Monthly Archives: November 2015

Next to Now: Giving Thanks Edition

 

We’re getting this week’s Next to Now out a little early so you can focus the rest of the week on family, friends, food, and giving thanks.

 

A STORY ABOUT HUMAN GENEROSITY (AND AD TARGETING)

This is first of all a moving story about a person in need reaching out and another person responding. But, in the context of this blog of marketing links, it’s also a reminder that serendipity in advertising can sometimes deliver results more powerfully than the acutest targeting.   

#targeting

 

MARKETERS SAY OTHER PEOPLE’S EMAILS WASTE THEIR TIME

An eMarketer survey reveals that U.S. marketers find excessive emails are tied with wasteful meetings for the biggest thing that’s getting in the way of doing their work. No comment on their own fondness for sending emails as a successful marketing tactic.

#email

 

SNAPCHAT’S AD BUSINESS IN TROUBLE

That is, it’s in trouble given its $16 billion valuation:

“Snapchat lost more than $128 million in the first 11 months of 2014, according to a financial statement leaked earlier this year, which also showed Snapchat had revenue of $3.1 million. Its advertising business began in mid-October. Tech media outlet Re/code estimated that Snapchat’s revenue could reach $50 million in 2015.”

Snapchat CEO Evan Spiegel has stated that he is not in favor of hyper-targeting his users with ads, but that might have to change if he wants to make good on the promise investors saw in his company.

…which may be a reason there are signs that Snapchat’s loosening up its data restrictions. 

#snapchat #social

 

SERIAL PODCAST ON PANDORA

Streaming successful podcasts such as Serial on Pandora has a major advantage for advertisers over downloading—with streaming we can see click throughs and collect data. With downloaded podcasts, the ads have no ability to click through. If you were hoping to advertise on Serial through Pandora, however, you’ll have to wait until next year: Warner Brothers and Esurance have locked up the slots for Seasons 1 and 2.
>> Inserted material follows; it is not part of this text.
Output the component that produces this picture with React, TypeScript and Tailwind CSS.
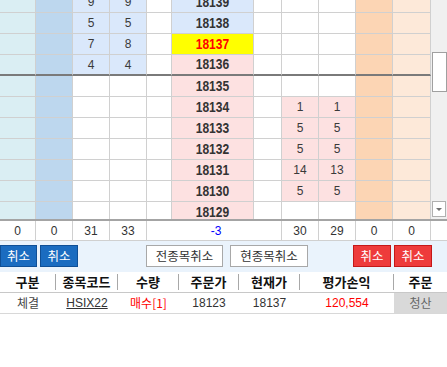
import React from "react";

type Row = {
  p: string;
  a?: string;
  b?: string;
  c?: string;
  d?: string;
  price: "blue" | "yellow" | "pink";
  leftBlue?: boolean;
  rightPink?: boolean;
  dark?: boolean;
};

const rows: Row[] = [
  { p: "18139", a: "9", b: "9", price: "blue", leftBlue: true },
  { p: "18138", a: "5", b: "5", price: "blue", leftBlue: true },
  { p: "18137", a: "7", b: "8", price: "yellow", leftBlue: true },
  { p: "18136", a: "4", b: "4", price: "pink", leftBlue: true, dark: true },
  { p: "18135", price: "pink" },
  { p: "18134", c: "1", d: "1", price: "pink", rightPink: true },
  { p: "18133", c: "5", d: "5", price: "pink", rightPink: true },
  { p: "18132", c: "5", d: "5", price: "pink", rightPink: true },
  { p: "18131", c: "14", d: "13", price: "pink", rightPink: true },
  { p: "18130", c: "5", d: "5", price: "pink", rightPink: true },
  { p: "18129", price: "pink" },
];

const num = "font-['Liberation_Sans',Arial,sans-serif]";
const kr = "font-['Noto_Sans_CJK_KR','Noto_Sans',sans-serif]";

function GridRow({ r }: { r: Row }) {
  const bb = r.dark ? "border-b-2 border-b-[#7a7a7a]" : "border-b border-b-[#d0d0d0]";
  const cell = `h-full flex items-center justify-center border-r border-r-[#d0d0d0] ${bb}`;
  const priceBg =
    r.price === "blue" ? "bg-[#dae8fb]" : r.price === "yellow" ? "bg-[#ffff00]" : "bg-[#fde1e1]";
  const priceText = r.price === "yellow" ? "text-[#ff0000]" : "text-[#333333]";
  return (
    <div className={`flex h-[21px] shrink-0 text-[12px] text-[#3a3a3a] ${num}`}>
      <div className={`${cell} w-[36px] bg-[#daeef3]`} />
      <div className={`${cell} w-[37px] bg-[#bdd7ee]`} />
      <div className={`${cell} w-[37px] ${r.leftBlue ? "bg-[#dae8fb]" : "bg-white"}`}>{r.a}</div>
      <div className={`${cell} w-[37px] ${r.leftBlue ? "bg-[#dae8fb]" : "bg-white"}`}>{r.b}</div>
      <div className={`${cell} w-[25px] bg-white`} />
      <div className={`${cell} w-[82px] ${priceBg} ${priceText} font-bold text-[14px]`}>
        <span className="inline-block scale-x-[0.86]">{r.p}</span>
      </div>
      <div className={`${cell} w-[28px] bg-white`} />
      <div className={`${cell} w-[37px] ${r.rightPink ? "bg-[#fde1e1]" : "bg-white"}`}>{r.c}</div>
      <div className={`${cell} w-[37px] ${r.rightPink ? "bg-[#fde1e1]" : "bg-white"}`}>{r.d}</div>
      <div className={`${cell} w-[37px] bg-[#fcd5b4]`} />
      <div className={`${cell} w-[38px] bg-[#fde9d9]`} />
    </div>
  );
}

function Btn({ color, w, children }: { color: "blue" | "red" | "white"; w: string; children: React.ReactNode }) {
  const c =
    color === "blue"
      ? "bg-[#1b6cc0] border-[#0f4f96] text-white"
      : color === "red"
      ? "bg-[#ee3b3b] border-[#c41818] text-white"
      : "bg-white border-[#a8a8a8] text-[#333333]";
  return (
    <div className={`${w} h-[22px] border flex items-center justify-center text-[12.5px] ${kr} ${c}`}>{children}</div>
  );
}

function HeadSep() {
  return <div className="w-[1px] h-[16px] bg-[#a8a8a8] self-center shrink-0" />;
}

export default function App() {
  return (
    <div className="w-[447px] h-[367px] bg-white overflow-hidden">
      {/* main grid */}
      <div className="flex h-[219px] border-b-2 border-b-[#a4a4a4] box-content">
        <div className="w-[431px] h-[219px] overflow-hidden">
          <div className="flex flex-col mt-[-8px]">
            {rows.map((r) => (
              <GridRow key={r.p} r={r} />
            ))}
          </div>
        </div>
        <div className="w-[16px] h-[219px] bg-[#f0f0f0] flex flex-col items-start">
          <div className="mt-[52px] ml-[1px] w-[15px] h-[40px] bg-white border border-[#a0a0a0]" />
          <div className="flex-1" />
          <div className="mb-[2px] ml-[1px] w-[14px] h-[16px] bg-white border border-[#b0b0b0] flex items-center justify-center">
            <div className="w-0 h-0 border-l-[3px] border-r-[3px] border-t-[3px] border-l-transparent border-r-transparent border-t-[#707070]" />
          </div>
        </div>
      </div>
      {/* totals */}
      <div className={`flex h-[20px] border-b border-b-[#d0d0d0] text-[12px] text-[#333333] ${num}`}>
        <div className="w-[36px] border-r border-r-[#d0d0d0] flex items-center justify-center">0</div>
        <div className="w-[37px] border-r border-r-[#d0d0d0] flex items-center justify-center">0</div>
        <div className="w-[37px] border-r border-r-[#d0d0d0] flex items-center justify-center">31</div>
        <div className="w-[37px] border-r border-r-[#d0d0d0] flex items-center justify-center">33</div>
        <div className="w-[135px] border-r border-r-[#d0d0d0] flex items-center justify-center text-[#0000ff] pl-[4px]">-3</div>
        <div className="w-[37px] border-r border-r-[#d0d0d0] flex items-center justify-center">30</div>
        <div className="w-[37px] border-r border-r-[#d0d0d0] flex items-center justify-center">29</div>
        <div className="w-[37px] border-r border-r-[#d0d0d0] flex items-center justify-center">0</div>
        <div className="w-[38px] border-r border-r-[#d0d0d0] flex items-center justify-center">0</div>
        <div className="flex-1" />
      </div>
      {/* buttons */}
      <div className="flex h-[31px] bg-[#eaf3fc] pt-[4px] items-start">
        <Btn color="blue" w="w-[37px]">취소</Btn>
        <div className="ml-[3px]">
          <Btn color="blue" w="w-[38px]">취소</Btn>
        </div>
        <div className="ml-[68px]">
          <Btn color="white" w="w-[77px]">전종목취소</Btn>
        </div>
        <div className="ml-[7px]">
          <Btn color="white" w="w-[78px]">현종목취소</Btn>
        </div>
        <div className="ml-[45px]">
          <Btn color="red" w="w-[38px]">취소</Btn>
        </div>
        <div className="ml-[3px]">
          <Btn color="red" w="w-[38px]">취소</Btn>
        </div>
      </div>
      {/* header */}
      <div className={`flex h-[21px] border-b border-b-[#c8c8c8] bg-white text-[13px] font-bold text-[#111111] ${kr}`}>
        <div className="w-[55px] flex items-center justify-center">구분</div>
        <HeadSep />
        <div className="w-[61px] flex items-center justify-center">종목코드</div>
        <HeadSep />
        <div className="w-[60px] flex items-center justify-center">수량</div>
        <HeadSep />
        <div className="w-[59px] flex items-center justify-center">주문가</div>
        <HeadSep />
        <div className="w-[60px] flex items-center justify-center">현재가</div>
        <HeadSep />
        <div className="w-[93px] flex items-center justify-center">평가손익</div>
        <HeadSep />
        <div className="flex-1 flex items-center justify-center">주문</div>
      </div>
      {/* data row */}
      <div className="flex h-[21px] border-b border-b-[#d8d8d8] text-[12px] text-[#333333]">
        <div className={`w-[56px] flex items-center justify-center text-[#444444] ${kr}`}>체결</div>
        <div className={`w-[62px] flex items-center justify-center underline ${num}`}>HSIX22</div>
        <div className={`w-[61px] flex items-center justify-center text-[#ff0000] ${kr}`}>매수[1]</div>
        <div className={`w-[60px] flex items-center justify-center ${num}`}>18123</div>
        <div className={`w-[61px] flex items-center justify-center ${num}`}>18137</div>
        <div className={`w-[94px] flex items-center justify-center text-[#ff0000] ${num}`}>120,554</div>
        <div className={`flex-1 flex items-center justify-center bg-[#d9d9d9] text-[#666666] ${kr}`}>청산</div>
      </div>
    </div>
  );
}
#podcast #streaming #pandora

 

BILL SIMMONS

Is it a coincidence that the acronym for the Bill Simmons Podcast Network from ex-ESPN gadfly Bill Simmons is BSPN?

#podcast

 

GAWKER SHIFTS AGAIN

Once the shining star of internet snarkiness, Gawker has been publically wrestling with its own identity a lot recently. Their new turn is to politics. We’ll see if the grande dame of snark can pull it off.

#gawker

 

WHAT’S BETTER FOR VIDEO ADS, FACEBOOK OR YOUTUBE?

A study by Reebok compared the same video buy across Facebook and YouTube–comparing cost, view-throughs, and engagement rates. The results seemed to favor YouTube, but suggested a combination by might be better still:  

“The results showed that combining YouTube and Facebook buys is the most effective method for marketers. Reebok shared the data during Adweek’s Executive Lab, which was sponsored by Pixability, in New York on Thursday.
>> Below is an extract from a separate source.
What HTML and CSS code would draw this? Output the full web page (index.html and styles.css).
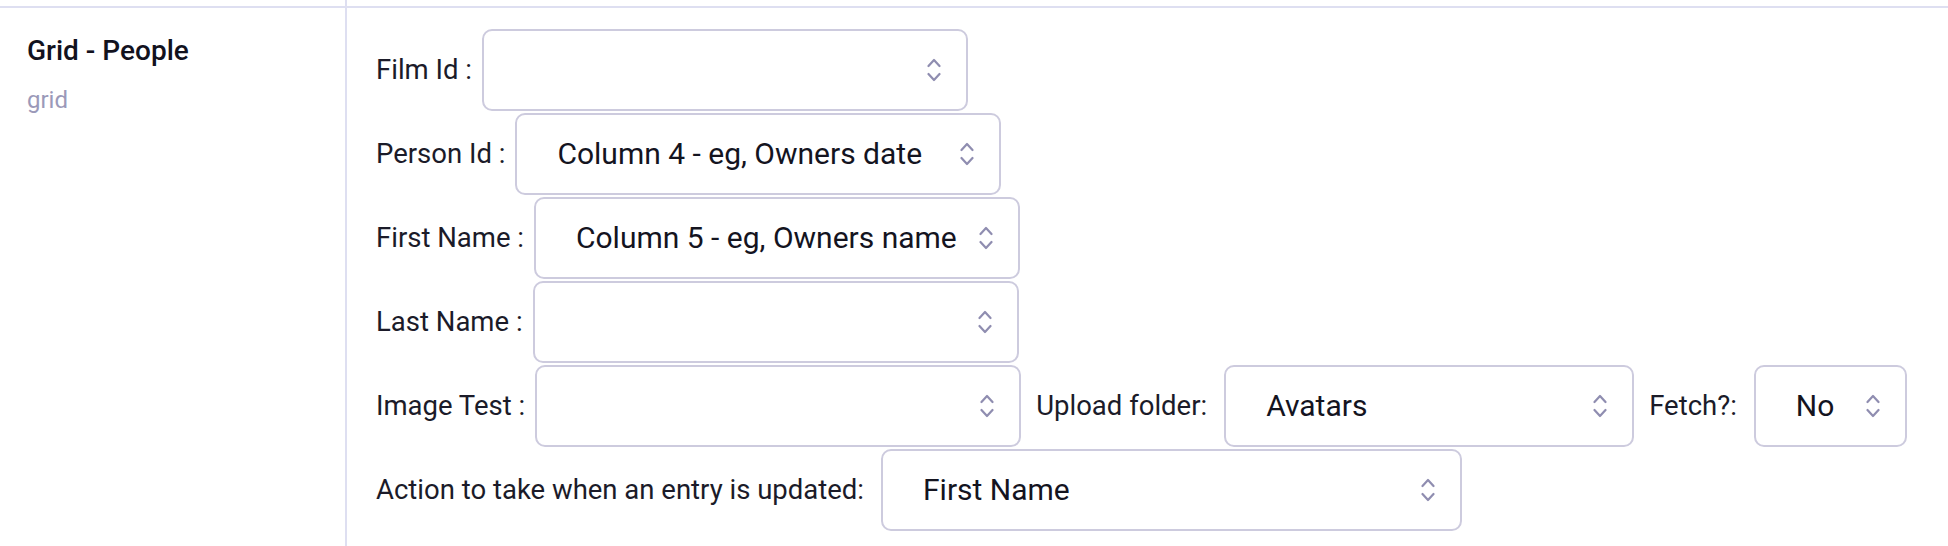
FILE: index.html
```html
<!DOCTYPE html>
<html lang="en">
<head>
<meta charset="utf-8">
<title>Grid - People</title>
<link rel="stylesheet" href="styles.css">
</head>
<body>
<div class="table">
  <div class="row row--prev">
    <div class="cell-left"></div>
    <div class="cell-right"></div>
  </div>
  <div class="row">
    <div class="cell-left">
      <div class="title">Grid - People</div>
      <div class="subtitle">grid</div>
    </div>
    <div class="cell-right form">
      <div class="field">
        <span class="label">Film Id :</span>
        <div class="select select--md"><span class="value"></span><svg class="chev" viewBox="0 0 14 24"><polyline points="1.5,8 7,2 12.5,8"/><polyline points="1.5,16 7,22 12.5,16"/></svg></div>
      </div>
      <div class="field">
        <span class="label">Person Id :</span>
        <div class="select select--md"><span class="value">Column 4 - eg, Owners date</span><svg class="chev" viewBox="0 0 14 24"><polyline points="1.5,8 7,2 12.5,8"/><polyline points="1.5,16 7,22 12.5,16"/></svg></div>
      </div>
      <div class="field">
        <span class="label">First Name :</span>
        <div class="select select--md"><span class="value">Column 5 - eg, Owners name</span><svg class="chev" viewBox="0 0 14 24"><polyline points="1.5,8 7,2 12.5,8"/><polyline points="1.5,16 7,22 12.5,16"/></svg></div>
      </div>
      <div class="field">
        <span class="label">Last Name :</span>
        <div class="select select--md"><span class="value"></span><svg class="chev" viewBox="0 0 14 24"><polyline points="1.5,8 7,2 12.5,8"/><polyline points="1.5,16 7,22 12.5,16"/></svg></div>
      </div>
      <div class="field">
        <span class="label">Image Test :</span>
        <div class="select select--md select--spaced"><span class="value"></span><svg class="chev" viewBox="0 0 14 24"><polyline points="1.5,8 7,2 12.5,8"/><polyline points="1.5,16 7,22 12.5,16"/></svg></div>
        <span class="label label--spaced">Upload folder:</span>
        <div class="select select--upload select--spaced"><span class="value">Avatars</span><svg class="chev" viewBox="0 0 14 24"><polyline points="1.5,8 7,2 12.5,8"/><polyline points="1.5,16 7,22 12.5,16"/></svg></div>
        <span class="label label--spaced">Fetch?:</span>
        <div class="select select--fetch"><span class="value">No</span><svg class="chev" viewBox="0 0 14 24"><polyline points="1.5,8 7,2 12.5,8"/><polyline points="1.5,16 7,22 12.5,16"/></svg></div>
      </div>
      <div class="field">
        <span class="label label--spaced">Action to take when an entry is updated:</span>
        <div class="select select--action"><span class="value">First Name</span><svg class="chev" viewBox="0 0 14 24"><polyline points="1.5,8 7,2 12.5,8"/><polyline points="1.5,16 7,22 12.5,16"/></svg></div>
      </div>
    </div>
  </div>
</div>
</body>
</html>
```
FILE: styles.css
```css
* { box-sizing: border-box; }

html, body {
  margin: 0;
  padding: 0;
  background: #ffffff;
}

body {
  font-family: Roboto, "Liberation Sans", Arial, sans-serif;
  color: #1b1b29;
}

.table {
  width: 100%;
}

.row {
  display: flex;
}

.row--prev {
  height: 8px;
  border-bottom: 2px solid #dedff1;
}

.cell-left {
  width: 347px;
  flex: 0 0 347px;
  border-right: 2px solid #dedff1;
}

.row > .cell-left {
  padding: 26px 0 0 27px;
}

.row--prev > .cell-left {
  padding: 0;
}

.cell-right {
  flex: 1 1 auto;
}

.title {
  font-size: 28px;
  line-height: 34px;
  font-weight: 500;
  color: #12121e;
}

.subtitle {
  margin-top: 17px;
  font-size: 24px;
  line-height: 30px;
  color: #9b99b9;
}

.form {
  padding: 21px 0 17px 29px;
  display: flex;
  flex-direction: column;
  gap: 2px;
}

.field {
  display: flex;
  align-items: center;
}

.label {
  font-size: 27.5px;
  line-height: 34px;
  color: #1b1b29;
  margin-right: 10px;
  white-space: nowrap;
}

.label--spaced {
  margin-right: 17px;
}

.select {
  height: 82px;
  border: 2px solid #cdcbde;
  border-radius: 10px;
  display: flex;
  align-items: center;
  justify-content: space-between;
  padding: 0 25px 0 40px;
  background: #ffffff;
}

.select--md { width: 486px; }
.select--upload { width: 410px; }
.select--fetch { width: 153px; }
.select--action { width: 581px; }

.select--spaced {
  margin-right: 15px;
}

.value {
  font-size: 30px;
  line-height: 36px;
  color: #14141f;
  white-space: nowrap;
}

.chev {
  width: 14px;
  height: 24px;
  flex: 0 0 14px;
  fill: none;
  stroke: #8f8db0;
  stroke-width: 2.2;
  stroke-linecap: round;
  stroke-linejoin: round;
}
```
    YouTube had a higher video view rate (23.6 percent of people who scrolled past the video viewed it versus Facebook’s 5.4 percent) and video completion rate (20.4 percent versus Facebook’s 4.5 percent) as well as a lower cost per view. But Facebook had higher engagement.”

#video #facebook #youtube

 

THE FIRST VR ADS HIT FACEBOOK

Facebook puts that $2B purchase of Oculus Rift to work with a first look at virtual reality ads for brands such as AT&T, Nestle, Mondelez, and Samsung.  

#vr #facebook

 

ARE GIFS THE FUTURE OF ADVERTISING?

No, but they’re a great way to get attention right now—especially if you have a video-based phenomenon to market that has lots of moments you can edit, share, and plug into a gif search engine under “YOLO,” “What’s up,” or “OMFG.” The money quote comes from Riffsy CEO David MacIntosh”:

“Three to five seconds is the new three to five minutes.”

#creative

 

CATS ON MOTOBIKES

You’d think IAMS marketers would have it easy: cute cat and dog .gifs all day long. Turns out they’re not just churning the content out, but thinking carefully of editing spots to work differently on different media. A cute cat video for TV needs to run differently than a cute cat video on Facebook. Same shoot, different edit.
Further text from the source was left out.